» **Stated exercise**
Note how many lines include the word "this", and give that number by itself.

» **Excerpted data**
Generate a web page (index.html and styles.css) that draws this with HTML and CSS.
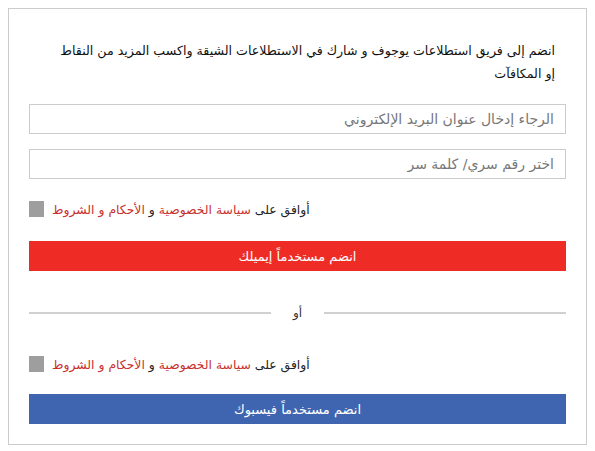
FILE: index.html
```html
<!DOCTYPE html>
<html lang="ar">
<head>
    <meta charset="UTF-8">
    <meta name="viewport" content="width=device-width, initial-scale=1.0">
    <title>انضم إلى فريق استطلاعات يوجوف</title>
    <link rel="stylesheet" href="styles.css">
</head>
<body>
    <div class="signup-box">
        <!-- Intro text -->
        <p class="intro" dir="rtl">انضم إلى فريق استطلاعات يوجوف و شارك في الاستطلاعات الشيقة واكسب المزيد من النقاط إو&nbsp;المكافآت</p>

        <!-- Email signup -->
        <form class="signup-form">
            <input type="email" class="field" dir="rtl" placeholder="الرجاء إدخال عنوان البريد الإلكتروني">
            <input type="password" class="field" dir="rtl" placeholder="اختر رقم سري/ كلمة سر">
            <div class="agree-row">
                <input type="checkbox" id="agreeEmail" class="agree-box">
                <label for="agreeEmail" dir="rtl">أوافق على <a href="#">سياسة الخصوصية</a> و <a href="#">الأحكام و الشروط</a></label>
            </div>
            <button type="button" class="btn btn-email">انضم مستخدماً إيميلك</button>
        </form>

        <!-- Divider -->
        <div class="divider">
            <span class="divider-line"></span>
            <span class="divider-text">أو</span>
            <span class="divider-line"></span>
        </div>

        <!-- Facebook signup -->
        <div class="signup-form fb-form">
            <div class="agree-row">
                <input type="checkbox" id="agreeFb" class="agree-box">
                <label for="agreeFb" dir="rtl">أوافق على <a href="#">سياسة الخصوصية</a> و <a href="#">الأحكام و الشروط</a></label>
            </div>
            <button type="button" class="btn btn-fb">انضم مستخدماً فيسبوك</button>
        </div>
    </div>
</body>
</html>
```

FILE: styles.css
```css
/* Base */
body {
    margin: 8px;
    font-family: "DejaVu Sans", sans-serif;
    background-color: #fff;
    color: #222;
}

.signup-box {
    border: 1px solid #ccc;
    padding: 20px;
}

.intro {
    margin: 10px 0 19px;
    padding: 0 11px 0 0;
    font-size: 12.6px;
    line-height: 23px;
    color: #111;
    text-align: right;
}

/* Form */
.signup-form {
    display: flex;
    flex-direction: column;
}

.field {
    height: 30px;
    margin-bottom: 15px;
    padding: 0 11px;
    border: 1px solid #ccc;
    font-family: inherit;
    font-size: 14px;
    color: #333;
    box-sizing: border-box;
}

.field::placeholder {
    color: #777;
}

.agree-row {
    display: flex;
    align-items: center;
    gap: 8px;
    height: 16px;
    margin: 7px 0 24px;
    font-size: 12.4px;
    color: #222;
}

.agree-box {
    appearance: none;
    width: 15px;
    height: 16px;
    margin: 0;
    background-color: #9e9e9e;
    border: none;
}

.agree-row a {
    color: #c9302c;
    text-decoration: none;
}

.btn {
    height: 30px;
    border: none;
    font-family: inherit;
    font-size: 13px;
    color: #fff;
    cursor: pointer;
}

.btn-email {
    background-color: #ee2b25;
}

.btn-fb {
    background-color: #3f65b1;
}

/* "or" divider */
.divider {
    display: flex;
    align-items: center;
    height: 20px;
    margin: 32px 0 0;
}

.divider-line {
    flex: 1;
    height: 2px;
    background-color: #d0d0d0;
}

.divider-text {
    width: 53px;
    text-align: center;
    font-size: 12px;
    color: #333;
}

.fb-form .agree-row {
    margin-top: 33px;
    margin-bottom: 22px;
}
```
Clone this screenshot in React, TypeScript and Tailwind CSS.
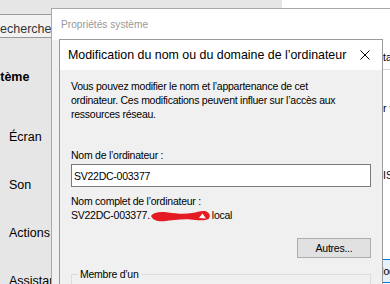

» **Response to the task**
2